The new year will also mean new Tax-Free Savings Account (TFSA) contribution room, so be sure to plan to take advantage of the additional tax-free growth opportunity as early in the year as possible.
If you are saving for a family member’s education and have not maximized your Canada Education Savings Grant (CESG) for 2022, contribute up to $2,500 per child to a Registered Education Savings Plan (RESP) before December 31st. If you missed CESG in past years, you may be able to make catch-up contributions as well, depending on the age of the beneficiary.
If you turned 71 in 2022, your RRSP matures on December 31 this year. You can convert your RRSP to a Registered Retirement Income Fund (RRIF) before the end of the year, purchase an annuity, or even withdraw your entire RRSP as taxable income. Discuss these options with your advisor before deciding. If you are 72 or older and have a RRIF, review your withdrawal schedule with your advisor to make sure it’s in line with your cash flow needs.
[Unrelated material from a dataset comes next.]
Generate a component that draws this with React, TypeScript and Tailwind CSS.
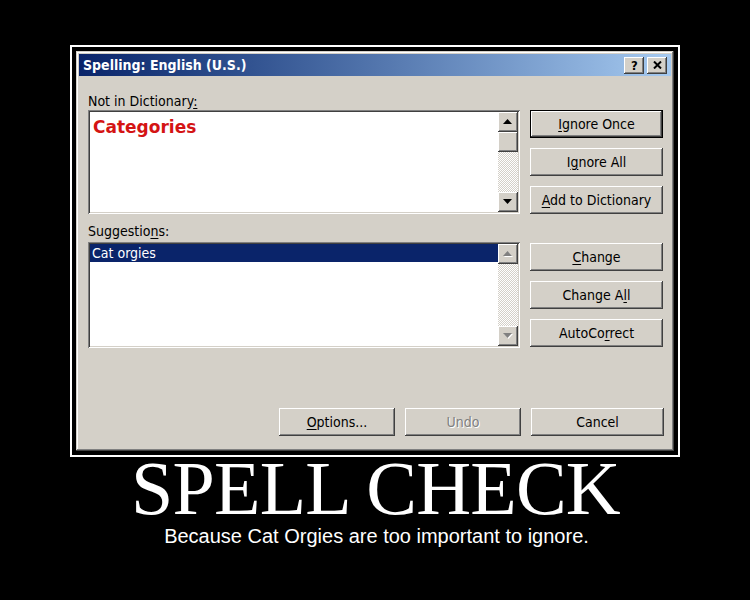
import React from 'react';

const raised =
  'shadow-[inset_-1px_-1px_#404040,inset_1px_1px_#ffffff,inset_-2px_-2px_#808080,inset_2px_2px_#d4d0c8]';
const sunken =
  'shadow-[inset_1px_1px_#808080,inset_-1px_-1px_#ffffff,inset_2px_2px_#404040,inset_-2px_-2px_#d4d0c8]';
const frame =
  'shadow-[inset_-1px_-1px_#404040,inset_1px_1px_#d4d0c8,inset_-2px_-2px_#808080,inset_2px_2px_#ffffff]';
const checker =
  'bg-[image:repeating-conic-gradient(#d4d0c8_0_25%,#ffffff_0_50%)] bg-[length:2px_2px]';

function ScrollArrow({ up, disabled }: { up?: boolean; disabled?: boolean }) {
  return (
    <div className={`w-[20px] h-[20px] shrink-0 bg-[#d4d0c8] ${raised} flex items-center justify-center`}>
      <svg width="10" height="6" viewBox="0 0 10 6">
        {disabled && <path d={up ? 'M1 6h9L5.5 1z' : 'M1 1h9L5.5 6z'} fill="#ffffff" />}
        <path d={up ? 'M0 5h9L4.5 0z' : 'M0 0h9L4.5 5z'} fill={disabled ? '#808080' : '#000000'} />
      </svg>
    </div>
  );
}

function Button({
  children,
  def,
  disabled,
  className = '',
}: {
  children: React.ReactNode;
  def?: boolean;
  disabled?: boolean;
  className?: string;
}) {
  return (
    <div
      className={`h-[28px] shrink-0 bg-[#d4d0c8] ${raised} flex items-center justify-center leading-[16px] ${
        def ? 'border border-black' : ''
      } ${disabled ? 'text-[#808080] [text-shadow:1px_1px_0_#ffffff]' : 'text-black'} ${className}`}
    >
      {children}
    </div>
  );
}

function TitleBtn({ children }: { children: React.ReactNode }) {
  return (
    <div className={`w-[20px] h-[17px] bg-[#d4d0c8] ${raised} flex items-center justify-center`}>
      {children}
    </div>
  );
}

export default function App() {
  return (
    <div className="w-[750px] h-[600px] bg-black flex flex-col items-center pt-[45px] overflow-hidden">
      <div className="w-[610px] border-2 border-white p-[4px]">
        <div
          className={`h-[400px] bg-[#d4d0c8] p-[3px] flex flex-col ${frame} font-['DejaVu_Sans_Condensed','Liberation_Sans',sans-serif] text-[14px] text-black`}
        >
          {/* title bar */}
          <div className="h-[22px] shrink-0 bg-linear-to-r from-[#0a246a] to-[#a6caf0] flex items-center pl-[4px] pr-[4px]">
            <span className="text-white font-bold text-[14px] leading-none">Spelling: English (U.S.)</span>
            <div className="ml-auto flex gap-[3px]">
              <TitleBtn>
                <span className="font-bold text-[13px] leading-none pl-[1px]">?</span>
              </TitleBtn>
              <TitleBtn>
                <svg width="9" height="8" viewBox="0 0 9 8">
                  <path d="M1 0.5L8 7.5M8 0.5L1 7.5" stroke="#000" strokeWidth="2" />
                </svg>
              </TitleBtn>
            </div>
          </div>

          <div className="flex-1 flex flex-col pl-[9px] pr-[7px] pt-[17px] pb-[12px]">
            <div className="leading-[16px]">
              Not in Dictionary<u className="underline-offset-2">:</u>
            </div>
            <div className="flex gap-[10px] mt-[1px]">
              <div className={`w-[432px] h-[104px] bg-white p-[2px] flex ${sunken}`}>
                <div className="flex-1 pl-[3px] pt-[5px]">
                  <span className="font-['DejaVu_Sans',sans-serif] font-bold text-[17px] leading-[20px] text-[#d41414]">
                    Categories
                  </span>
                </div>
                <div className="w-[20px] flex flex-col">
                  <ScrollArrow up />
                  <div className={`h-[20px] shrink-0 bg-[#d4d0c8] ${raised}`} />
                  <div className={`flex-1 ${checker}`} />
                  <ScrollArrow />
                </div>
              </div>
              <div className="w-[133px] flex flex-col gap-[10px]">
                <Button def>
                  <span>
                    <u className="underline-offset-2">I</u>gnore Once
                  </span>
                </Button>
                <Button>
                  <span>
                    I<u className="underline-offset-2">g</u>nore All
                  </span>
                </Button>
                <Button>
                  <span>
                    <u className="underline-offset-2">A</u>dd to Dictionary
                  </span>
                </Button>
              </div>
            </div>

            <div className="leading-[16px] mt-[9px]">
              Suggestio<u className="underline-offset-2">n</u>s:
            </div>
            <div className="flex gap-[10px] mt-[3px] items-start">
              <div className={`w-[432px] h-[106px] bg-white p-[2px] flex ${sunken}`}>
                <div className="flex-1">
                  <div className="h-[18px] bg-[#0a246a] text-white leading-[18px] pl-[2px]">Cat orgies</div>
                </div>
                <div className="w-[20px] flex flex-col">
                  <ScrollArrow up disabled />
                  <div className={`flex-1 ${checker}`} />
                  <ScrollArrow disabled />
                </div>
              </div>
              <div className="w-[133px] flex flex-col gap-[10px] mt-[1px]">
                <Button>
                  <span>
                    <u className="underline-offset-2">C</u>hange
                  </span>
                </Button>
                <Button>
                  <span>
                    Change A<u className="underline-offset-2">l</u>l
                  </span>
                </Button>
                <Button>
                  <span>
                    AutoCo<u className="underline-offset-2">r</u>rect
                  </span>
                </Button>
              </div>
            </div>

            <div className="mt-auto flex justify-end gap-[10px]">
              <Button className="w-[116px]">
                <span>
                  <u className="underline-offset-2">O</u>ptions...
                </span>
              </Button>
              <Button className="w-[116px]" disabled>
                Undo
              </Button>
              <Button className="w-[133px]">Cancel</Button>
            </div>
          </div>
        </div>
      </div>

      <div className="font-['Liberation_Serif',serif] text-white text-[76px] leading-[62px] tracking-[-0.8px] pl-[1px]">
        SPELL CHECK
      </div>
      <div className="font-['Liberation_Sans',sans-serif] text-white text-[20px] leading-[24px] mt-[5px] pl-[3px]">
        Because Cat Orgies are too important to ignore.
      </div>
    </div>
  );
}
Depending on your tax situation, harvesting losses from your investments may help you save tax in the current year, go back and get tax paid back in a previous year, or create losses to carry forward to a future year.
If you have a prescribed rate spousal loan, it is important to note that the annual interest payment for 2022 must be made by January 30, 2023. Otherwise, attribution rules may apply and the income splitting advantage offered by this strategy could be lost.
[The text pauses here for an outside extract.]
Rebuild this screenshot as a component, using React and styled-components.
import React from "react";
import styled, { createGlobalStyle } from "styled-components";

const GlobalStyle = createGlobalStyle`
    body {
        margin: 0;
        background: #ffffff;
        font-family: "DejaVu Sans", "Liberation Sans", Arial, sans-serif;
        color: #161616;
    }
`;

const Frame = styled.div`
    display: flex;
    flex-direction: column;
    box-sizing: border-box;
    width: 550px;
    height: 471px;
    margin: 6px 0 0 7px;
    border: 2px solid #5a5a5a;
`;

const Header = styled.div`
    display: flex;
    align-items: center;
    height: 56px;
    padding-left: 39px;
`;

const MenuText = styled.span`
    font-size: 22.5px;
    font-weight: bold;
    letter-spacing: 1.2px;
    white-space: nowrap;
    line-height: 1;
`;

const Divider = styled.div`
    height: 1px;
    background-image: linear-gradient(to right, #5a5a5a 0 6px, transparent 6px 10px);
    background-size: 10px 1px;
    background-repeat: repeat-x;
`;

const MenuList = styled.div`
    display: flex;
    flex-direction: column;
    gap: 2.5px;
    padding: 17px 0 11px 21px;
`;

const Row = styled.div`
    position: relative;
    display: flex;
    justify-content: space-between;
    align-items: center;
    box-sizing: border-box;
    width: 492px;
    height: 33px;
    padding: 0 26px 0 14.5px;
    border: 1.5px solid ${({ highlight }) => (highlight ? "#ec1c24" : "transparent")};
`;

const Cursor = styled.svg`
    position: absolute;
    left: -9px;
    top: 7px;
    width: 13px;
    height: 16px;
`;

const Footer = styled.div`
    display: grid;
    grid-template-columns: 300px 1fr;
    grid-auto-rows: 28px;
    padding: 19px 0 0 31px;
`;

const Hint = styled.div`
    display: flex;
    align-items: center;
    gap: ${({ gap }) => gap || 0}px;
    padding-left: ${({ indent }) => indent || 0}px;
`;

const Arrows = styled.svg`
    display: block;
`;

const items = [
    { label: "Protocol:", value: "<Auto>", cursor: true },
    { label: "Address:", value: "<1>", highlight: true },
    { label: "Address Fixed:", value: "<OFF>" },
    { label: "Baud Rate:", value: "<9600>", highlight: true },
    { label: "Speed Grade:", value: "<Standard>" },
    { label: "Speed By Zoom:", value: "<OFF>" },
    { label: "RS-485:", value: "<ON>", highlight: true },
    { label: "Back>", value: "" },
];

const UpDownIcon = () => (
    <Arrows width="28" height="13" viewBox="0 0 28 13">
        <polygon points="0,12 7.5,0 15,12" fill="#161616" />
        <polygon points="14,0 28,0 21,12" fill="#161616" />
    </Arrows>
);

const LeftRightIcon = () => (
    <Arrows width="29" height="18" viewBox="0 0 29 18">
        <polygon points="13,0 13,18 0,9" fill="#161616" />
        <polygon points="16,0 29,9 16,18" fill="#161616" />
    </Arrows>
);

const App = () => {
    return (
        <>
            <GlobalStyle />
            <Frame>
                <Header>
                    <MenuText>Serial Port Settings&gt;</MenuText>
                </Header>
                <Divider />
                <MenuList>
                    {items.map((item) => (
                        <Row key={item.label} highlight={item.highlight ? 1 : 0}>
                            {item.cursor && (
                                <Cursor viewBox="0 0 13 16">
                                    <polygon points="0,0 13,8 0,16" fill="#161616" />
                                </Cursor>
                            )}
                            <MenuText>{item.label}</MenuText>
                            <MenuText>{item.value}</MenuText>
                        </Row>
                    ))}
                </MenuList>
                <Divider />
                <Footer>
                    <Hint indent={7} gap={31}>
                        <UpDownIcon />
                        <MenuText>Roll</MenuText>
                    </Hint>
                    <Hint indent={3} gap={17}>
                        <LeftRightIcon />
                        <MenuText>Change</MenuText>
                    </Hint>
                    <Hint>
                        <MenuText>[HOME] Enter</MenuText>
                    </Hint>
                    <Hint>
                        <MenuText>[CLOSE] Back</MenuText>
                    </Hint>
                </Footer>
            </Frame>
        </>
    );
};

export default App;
Educational Assistance Payments (EAP) from an RESP are withdrawals that consist of growth and/or earnings from assets invested in the RESP, as well as any Canada Education Savings Grants (CESG) and Canada Learning Bond (CLB) received. Since EAPs are taxed in the hands of the beneficiary, it could make sense to make an EAP payment to your child before the end of 2022 if they are expecting to earn a higher income in 2023. Note that there are restrictions on the amount of EAP that can be paid out in the first 13 weeks of a qualifying educational program.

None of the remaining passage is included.